I suspect these would be used either for sneak and peak for clandestine demo ops in places hard to get to. Such as navel yards or other areas reachable by the sea and rivers. Sinking a boat in harbor in lake Michigan could be a pretty impressive feat causing terror.

Sneaking in and peaking at classified boats in dry dock would also be beneficial, maybe even planting explosives on the haul. So having other small subs patrolling high risk areas would be the best bet for small subs to be employed on both sides. The interesting parts would be for those not in a sub to know which is which.

If a carrier is under way, it will likely be wanting to move at much faster pace than these small subs can do, especially at any sustained rate. So unless the subs are willing to sacrifice themselves to prevent damage to the 'mother' ship, there really isn't anything they would add to the protection of the main ship when at sea.

I suspect that disabling the screw of your opponent and harpooning them and dragging them back to be POW's might be the likely scenario. I think making them fairly impact resistant would be a good idea, so in a pinch they can ram an enemy to escape or subdue with minimal damage. say ram the screw would leave a sub helpless in the water. Maybe give it a 'Rhino' horn for ramming, so it has maximum penetration with minimal grip so is can back out and not get stuck.
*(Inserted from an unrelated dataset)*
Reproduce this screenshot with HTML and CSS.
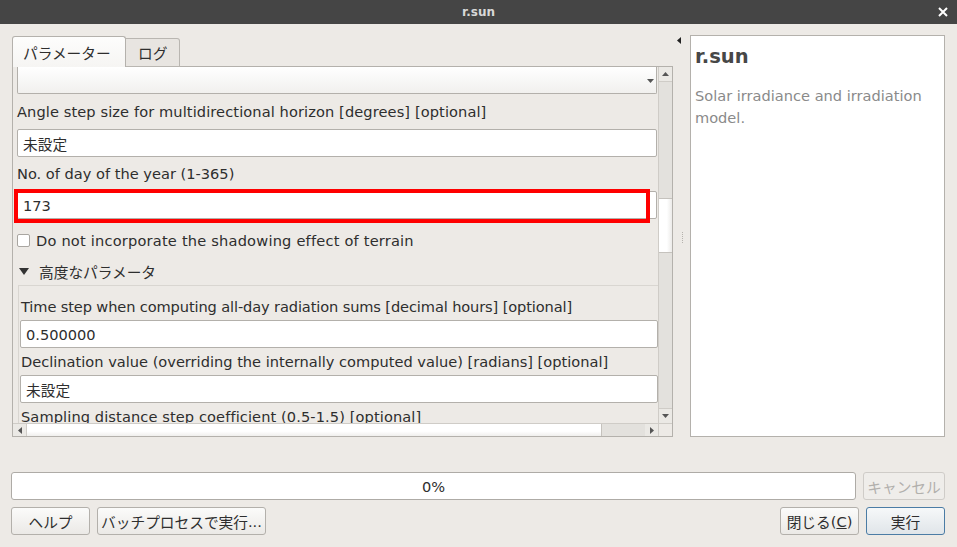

Suicide robots aka torpedoes

The largest problem is endurance, followed by striking power and speed.

A small sub would have trouble fitting a nuclear reactor, which would be very expensive, so they would have to use diesel to power the sub. Diesel generators use lots of oxygen so the diesel subs have to surface and get fresh air to run their generators and charge their batteries.

Smaller subs would have smaller batteries and have to surface more often instead of once a day once every 2-3 hours. Small surface ships could pick them off when they surface.

The subs would also still have to move fast enough to keep up with main ships with better power sources. They would also need outsized weapons to still be able to damage larger ships.

You could use them as sensor platforms, but then why put people in them. Just relay the signal back to a main ship with weapons. Taking the pilots out makes the sub much higher endurance and cheaper.

The best analog today are automated torpedoes and mines, that can recognize the sonar characteristics of enemy ships and home in on them. They are at least a third explosive so they hit hard enough to kill a large ship, and endurance doesn't matter because they will only run for an hour or two.

As for sensors passive sonar is the main one, active sonar is used when closing in for the kill. What absorbs infrared so it is not useful. MAD only works in very short ranges (magnetic fields fall off as the square of the distance) so it is of limited use. Most active sensors have the problem that they make you visible at roughly twice the distance they reveal an enemy because it has to have enough energy to hit the enemy and then bounce back and reach you.